26. Up to this time, there were two principal groups who were contending for political power in the Islamic world. The first group consisted of the partisans of the house of Ali. The second faction consisted of the partisans of Muavia and the house of Ommayya. No doubt there was a third group in existence of which was known as the 'Kharijis'. This group was opposed both to Ali and Muavia. The adherents of this sect were practically wiped off by Ali in the battle of Naharwan. Thereafter, Kha-rijis ceased to be a force and at present their number is negligible and is confined to a few pockets in the United Arab Emirates of the Persian Gulf area and a few places in North Africa. The Kharijis have not in any way influenced Muslim history and it is not, therefore, necessary to deal with this seet any further.
27. Until the advent of the Abbaside dynasty, except for political divisions, there was no doctrinal difference between the adherents of the house of Ali and the adherents of the house of Ommayya. The foundation of the Abba-side dynasty by Abdul Abbas, however, was productive of two distinct sects within the brotherhood of Islam who differed from each other in many doctrinal matters.

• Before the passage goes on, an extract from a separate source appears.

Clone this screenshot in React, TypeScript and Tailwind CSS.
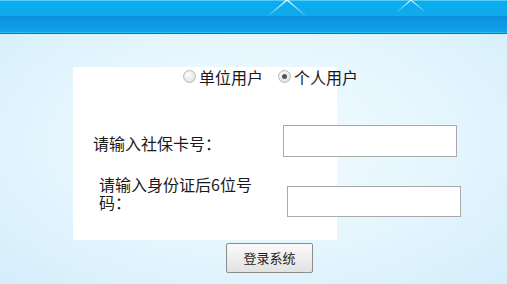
import React, { useState } from 'react';

// Sparkle on the header band
const Sparkle = ({ className, size }: { className: string; size: number }) => (
  <svg className={className} width={size * 2} height={size} viewBox="0 0 40 20">
    <defs>
      <radialGradient id="glow" cx="50%" cy="0%" r="50%">
        <stop offset="0%" stopColor="#ffffff" stopOpacity="1" />
        <stop offset="40%" stopColor="#ffffff" stopOpacity="0.7" />
        <stop offset="100%" stopColor="#ffffff" stopOpacity="0" />
      </radialGradient>
      <linearGradient id="rayL" x1="1" y1="0" x2="0" y2="1">
        <stop offset="0%" stopColor="#ffffff" stopOpacity="0.95" />
        <stop offset="100%" stopColor="#ffffff" stopOpacity="0.05" />
      </linearGradient>
      <linearGradient id="rayR" x1="0" y1="0" x2="1" y2="1">
        <stop offset="0%" stopColor="#ffffff" stopOpacity="0.95" />
        <stop offset="100%" stopColor="#ffffff" stopOpacity="0.05" />
      </linearGradient>
    </defs>
    <ellipse cx="20" cy="0" rx="11" ry="6" fill="url(#glow)" />
    <path d="M20 0 L1 16" stroke="url(#rayL)" strokeWidth="1.4" />
    <path d="M20 0 L39 16" stroke="url(#rayR)" strokeWidth="1.4" />
  </svg>
);

const Radio = ({ checked }: { checked: boolean }) => (
  <span className="flex h-[13px] w-[13px] items-center justify-center rounded-full border border-[#b9b9b9] bg-[radial-gradient(circle_at_40%_35%,#ffffff_0%,#e4e4e4_70%,#d0d0d0_100%)]">
    {checked && <span className="h-[5px] w-[5px] rounded-full bg-[#555555]" />}
  </span>
);

const App = () => {
  const [userType, setUserType] = useState<'unit' | 'person'>('person');

  return (
    <div className="min-h-[284px] w-full overflow-hidden bg-[radial-gradient(ellipse_at_center,#f2fbff_0%,#e8f7fe_45%,#d4eefb_100%)] font-['Noto_Sans_CJK_SC','Liberation_Sans',sans-serif] text-[16px] text-[#1a1a1a]">
      {/* Header band */}
      <div className="relative h-[34px] w-full">
        <div className="h-[1px] bg-[#56cdf9]" />
        <div className="h-[15px] bg-[linear-gradient(to_bottom,#08aef1,#10a9ec)]" />
        <div className="h-[16px] bg-[linear-gradient(to_bottom,#0a8fdf,#10a2ec)]" />
        <div className="h-[1px] bg-[#27bdf9]" />
        <div className="h-[1px] bg-[#0a76c2]" />
        <Sparkle className="absolute left-[267px] top-0" size={20} />
        <Sparkle className="absolute left-[396px] top-0" size={15} />
      </div>

      {/* Login form */}
      <div className="ml-[73px] mt-[33px] w-[388px]">
        <div className="h-[173px] bg-[linear-gradient(to_right,#ffffff_264px,transparent_264px)]">
          <div className="flex h-[19px] items-center pl-[110px] leading-[18px]">
            <label className="flex items-center gap-[3px]" onClick={() => setUserType('unit')}>
              <Radio checked={userType === 'unit'} />
              <span>单位用户</span>
            </label>
            <label className="ml-[15px] flex items-center gap-[3px]" onClick={() => setUserType('person')}>
              <Radio checked={userType === 'person'} />
              <span>个人用户</span>
            </label>
          </div>

          <div className="mt-[39px] flex items-start">
            <span className="ml-[20px] mt-[9px] w-[190px] leading-[18px]">请输入社保卡号：</span>
            <input className="h-[32px] w-[174px] border border-[#a9a9a9] bg-white px-1 outline-none" />
          </div>

          <div className="mt-[29px] flex items-start">
            <span className="-mt-[11px] ml-[26px] w-[188px] pr-[30px] leading-[18px]">请输入身份证后6位号码：</span>
            <input className="h-[31px] w-[174px] border border-[#a9a9a9] bg-white px-1 outline-none" />
          </div>
        </div>

        <button className="ml-[153px] mt-[3px] h-[30px] w-[87px] rounded-[2px] border border-[#8c8c8c] bg-[linear-gradient(to_bottom,#fafafa,#e2e2e2)] text-[13px] text-[#222222]">
          登录系统
        </button>
      </div>
    </div>
  );
};

export default App;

28. The adherents of the house of Ali who had supported Abdul Abbas in the uprising against the Ommayyad were greatly disappointed by what they considered to be an act of perfidy on the part of Abdul Abbas when he seized power in the name of house of Abbas, ignoring the claims of the descendents of Ali. Gradually they propounded the theory of the divine right of the house of Ali to rule the Islamic world. They developed a theological content for this political stand. According to the adherents of this school, namely, Shias, the Imam (exemplary leader) was transformed into metaphysical being, a manifestation of God, and the primordial light that sustains the universe and bestows true knowledge of the teaching of quran on man. According to the Shias, AH was the first Imam and on his death only his descendants could succeed to that office. Only an Imam, according to the sect was the sole repository of spiritual and temporal power in the Islamic world
29. The overwhelming majority of the Muslims, however, did not subscribe to the said view and they are known as 'Sunnis' or to give them their full appellation "Able Sunnat Wal Jammat". The term 'Sunnat' means "the well trodden path", which in Islamic terminology, signifies the example set by the Prophet. In conjunction with the word "Wal Jammat", the term clearly indicates that the conspicuous and the well defined way is the way of the consolidated majority of the community as against the peripheral or wayward actions of the sectarians who are considered to be erroneous. The Sunni position is stated in Encyclopaedia Britannica (Macropaedia) Volume 9 at page 916 as follows:--
"At the same time while condemning Schisms and branding dissent as heretical, Sunnism, developed the opposite trend of accommodation, catholicity and synthesis. A putative tradition of the Prophet that says "differences of opinion among my community are a blessing" was given wide currency. This principle of toleration ultimately made it possible for diverse sects and schools of thought -- notwithstanding a wide range of difference in belief and practice to recognise and co-exist with each other. No group may be excluded from the community unless it itself formally renounced Islam".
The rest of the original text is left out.